-------- Given information

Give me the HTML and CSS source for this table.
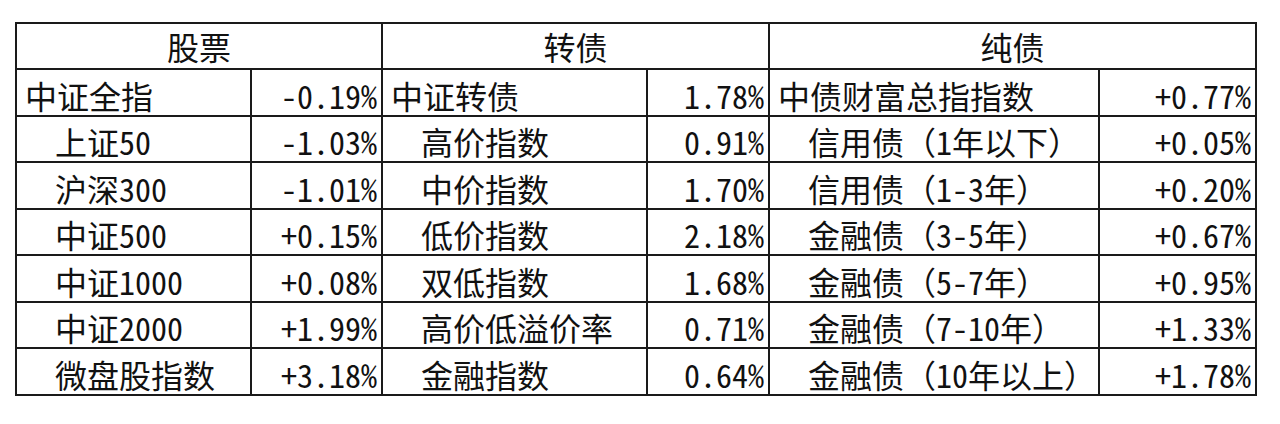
FILE: index.html
```html
<!DOCTYPE html>
<html lang="zh-CN">
<head>
<meta charset="utf-8">
<title>指数涨跌</title>
<link rel="stylesheet" href="styles.css">
</head>
<body>
<div class="sheet">
  <div class="cell head span2">股票</div>
  <div class="cell head span2">转债</div>
  <div class="cell head span2">纯债</div>

  <div class="cell lbl">中证全指</div><div class="cell val">-0.19%</div>
  <div class="cell lbl">中证转债</div><div class="cell val">1.78%</div>
  <div class="cell lbl">中债财富总指指数</div><div class="cell val">+0.77%</div>

  <div class="cell lbl ind">上证50</div><div class="cell val">-1.03%</div>
  <div class="cell lbl ind">高价指数</div><div class="cell val">0.91%</div>
  <div class="cell lbl ind">信用债（1年以下）</div><div class="cell val">+0.05%</div>

  <div class="cell lbl ind">沪深300</div><div class="cell val">-1.01%</div>
  <div class="cell lbl ind">中价指数</div><div class="cell val">1.70%</div>
  <div class="cell lbl ind">信用债（1-3年）</div><div class="cell val">+0.20%</div>

  <div class="cell lbl ind">中证500</div><div class="cell val">+0.15%</div>
  <div class="cell lbl ind">低价指数</div><div class="cell val">2.18%</div>
  <div class="cell lbl ind">金融债（3-5年）</div><div class="cell val">+0.67%</div>

  <div class="cell lbl ind">中证1000</div><div class="cell val">+0.08%</div>
  <div class="cell lbl ind">双低指数</div><div class="cell val">1.68%</div>
  <div class="cell lbl ind">金融债（5-7年）</div><div class="cell val">+0.95%</div>

  <div class="cell lbl ind">中证2000</div><div class="cell val">+1.99%</div>
  <div class="cell lbl ind">高价低溢价率</div><div class="cell val">0.71%</div>
  <div class="cell lbl ind">金融债（7-10年）</div><div class="cell val">+1.33%</div>

  <div class="cell lbl ind">微盘股指数</div><div class="cell val">+3.18%</div>
  <div class="cell lbl ind">金融指数</div><div class="cell val">0.64%</div>
  <div class="cell lbl ind">金融债（10年以上）</div><div class="cell val">+1.78%</div>
</div>
</body>
</html>
```

FILE: styles.css
```css
html, body {
  margin: 0;
  padding: 0;
  background: #ffffff;
}

body {
  padding: 22px 0 0 15px;
  font-family: "Noto Sans Mono CJK SC", "Noto Sans CJK SC", sans-serif;
  color: #111111;
}

.sheet {
  display: grid;
  width: 1242px;
  box-sizing: border-box;
  grid-template-columns: 233px 129px 263px 120px 328px 155px;
  grid-template-rows: 44px 45px 44px 45px 44px 45px 44px 45px;
  gap: 2px;
  padding: 2px;
  background: #1a1a1a;
}

.cell {
  background: #ffffff;
  display: flex;
  align-items: flex-end;
  font-size: 32px;
  line-height: 40px;
  padding-bottom: 0;
  white-space: nowrap;
  box-sizing: border-box;
}

.span2 {
  grid-column: span 2;
}

.head {
  justify-content: center;
  padding-bottom: 2px;
}

.lbl {
  padding-left: 8px;
}

.lbl.ind {
  padding-left: 38px;
}

.val {
  justify-content: flex-end;
  padding-right: 4px;
}
```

----------------

Pictures excluded, quote all the data above exactly.

--- Exercise answer ---
Give me the HTML and CSS source for this table.
FILE: index.html
```html
<!DOCTYPE html>
<html lang="zh-CN">
<head>
<meta charset="utf-8">
<title>指数涨跌</title>
<link rel="stylesheet" href="styles.css">
</head>
<body>
<div class="sheet">
  <div class="cell head span2">股票</div>
  <div class="cell head span2">转债</div>
  <div class="cell head span2">纯债</div>

  <div class="cell lbl">中证全指</div><div class="cell val">-0.19%</div>
  <div class="cell lbl">中证转债</div><div class="cell val">1.78%</div>
  <div class="cell lbl">中债财富总指指数</div><div class="cell val">+0.77%</div>

  <div class="cell lbl ind">上证50</div><div class="cell val">-1.03%</div>
  <div class="cell lbl ind">高价指数</div><div class="cell val">0.91%</div>
  <div class="cell lbl ind">信用债（1年以下）</div><div class="cell val">+0.05%</div>

  <div class="cell lbl ind">沪深300</div><div class="cell val">-1.01%</div>
  <div class="cell lbl ind">中价指数</div><div class="cell val">1.70%</div>
  <div class="cell lbl ind">信用债（1-3年）</div><div class="cell val">+0.20%</div>

  <div class="cell lbl ind">中证500</div><div class="cell val">+0.15%</div>
  <div class="cell lbl ind">低价指数</div><div class="cell val">2.18%</div>
  <div class="cell lbl ind">金融债（3-5年）</div><div class="cell val">+0.67%</div>

  <div class="cell lbl ind">中证1000</div><div class="cell val">+0.08%</div>
  <div class="cell lbl ind">双低指数</div><div class="cell val">1.68%</div>
  <div class="cell lbl ind">金融债（5-7年）</div><div class="cell val">+0.95%</div>

  <div class="cell lbl ind">中证2000</div><div class="cell val">+1.99%</div>
  <div class="cell lbl ind">高价低溢价率</div><div class="cell val">0.71%</div>
  <div class="cell lbl ind">金融债（7-10年）</div><div class="cell val">+1.33%</div>

  <div class="cell lbl ind">微盘股指数</div><div class="cell val">+3.18%</div>
  <div class="cell lbl ind">金融指数</div><div class="cell val">0.64%</div>
  <div class="cell lbl ind">金融债（10年以上）</div><div class="cell val">+1.78%</div>
</div>
</body>
</html>
```

FILE: styles.css
```css
html, body {
  margin: 0;
  padding: 0;
  background: #ffffff;
}

body {
  padding: 22px 0 0 15px;
  font-family: "Noto Sans Mono CJK SC", "Noto Sans CJK SC", sans-serif;
  color: #111111;
}

.sheet {
  display: grid;
  width: 1242px;
  box-sizing: border-box;
  grid-template-columns: 233px 129px 263px 120px 328px 155px;
  grid-template-rows: 44px 45px 44px 45px 44px 45px 44px 45px;
  gap: 2px;
  padding: 2px;
  background: #1a1a1a;
}

.cell {
  background: #ffffff;
  display: flex;
  align-items: flex-end;
  font-size: 32px;
  line-height: 40px;
  padding-bottom: 0;
  white-space: nowrap;
  box-sizing: border-box;
}

.span2 {
  grid-column: span 2;
}

.head {
  justify-content: center;
  padding-bottom: 2px;
}

.lbl {
  padding-left: 8px;
}

.lbl.ind {
  padding-left: 38px;
}

.val {
  justify-content: flex-end;
  padding-right: 4px;
}
```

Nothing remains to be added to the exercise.